Using the data below, gather each line that includes the word "React".

---------- DATA EXCERPT ----------

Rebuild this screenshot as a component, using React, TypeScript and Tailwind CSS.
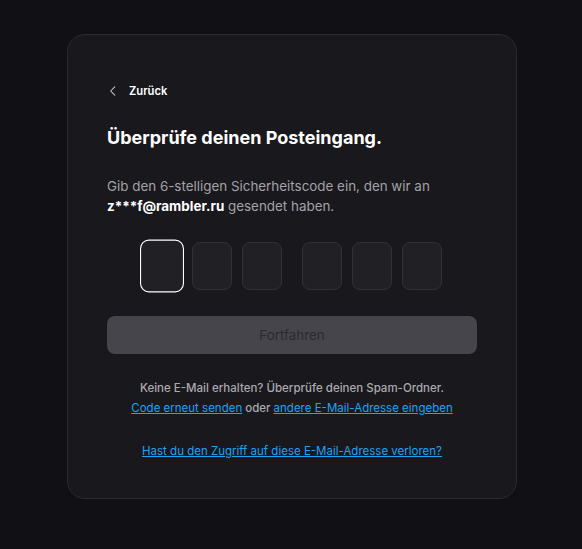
import React from "react";

export default function App() {
  const boxes = [0, 1, 2, 3, 4, 5];
  return (
    <div className="min-h-[549px] w-full bg-[#111015] pt-[34px] pl-[67px] flex" style={{ fontFamily: "Inter, 'Noto Sans', sans-serif" }}>
      <div className="w-[450px] h-[465px] rounded-[18px] border border-[#2b2a30] bg-[#19181d] px-[39px] pt-[46px]">
        <button className="flex items-center gap-[9px] text-white text-[11.2px] font-semibold h-5">
          <svg width="14" height="14" viewBox="0 0 24 24" fill="none" stroke="#c9c8cc" strokeWidth="1.8" strokeLinecap="round" strokeLinejoin="round" className="-ml-[1px]">
            <path d="M15 5l-7 7 7 7" />
          </svg>
          <span>Zurück</span>
        </button>
        <h1 className="mt-[24px] text-[18px] leading-[26px] font-bold text-white">Überprüfe deinen Posteingang.</h1>
        <p className="mt-[25px] text-[13.4px] leading-[20px] text-[#a3a2a8]">
          Gib den 6-stelligen Sicherheitscode ein, den wir an <span className="font-bold text-white">z***f@rambler.ru</span> gesendet haben.
        </p>
        <div className="mt-[26px] flex justify-center gap-[10px]">
          {boxes.map((i) => (
            <div
              key={i}
              className={
                "w-[40px] h-[48px] rounded-[8px] bg-[#212025] " +
                (i === 0 ? "border border-white scale-[1.1] " : "border border-[#323136] ") +
                (i === 3 ? "ml-[10px]" : "")
              }
            />
          ))}
        </div>
        <button className="mt-[26px] w-full h-[38px] rounded-[8px] bg-[#46454b] text-[#2b2a30] text-[13.4px]">Fortfahren</button>
        <div className="mt-[24px] text-center text-[11.5px] leading-[20px] font-medium text-[#abaaaf]">
          <p>Keine E-Mail erhalten? Überprüfe deinen Spam-Ordner.</p>
          <p>
            <a className="text-[#1ea4f5] underline font-normal">Code erneut senden</a> oder{" "}
            <a className="text-[#1ea4f5] underline font-normal">andere E-Mail-Adresse eingeben</a>
          </p>
          <p className="mt-[23px]">
            <a className="text-[#1ea4f5] underline font-normal">Hast du den Zugriff auf diese E-Mail-Adresse verloren?</a>
          </p>
        </div>
      </div>
    </div>
  );
}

----------

# THE REPLY:
Rebuild this screenshot as a component, using React, TypeScript and Tailwind CSS.
import React from "react";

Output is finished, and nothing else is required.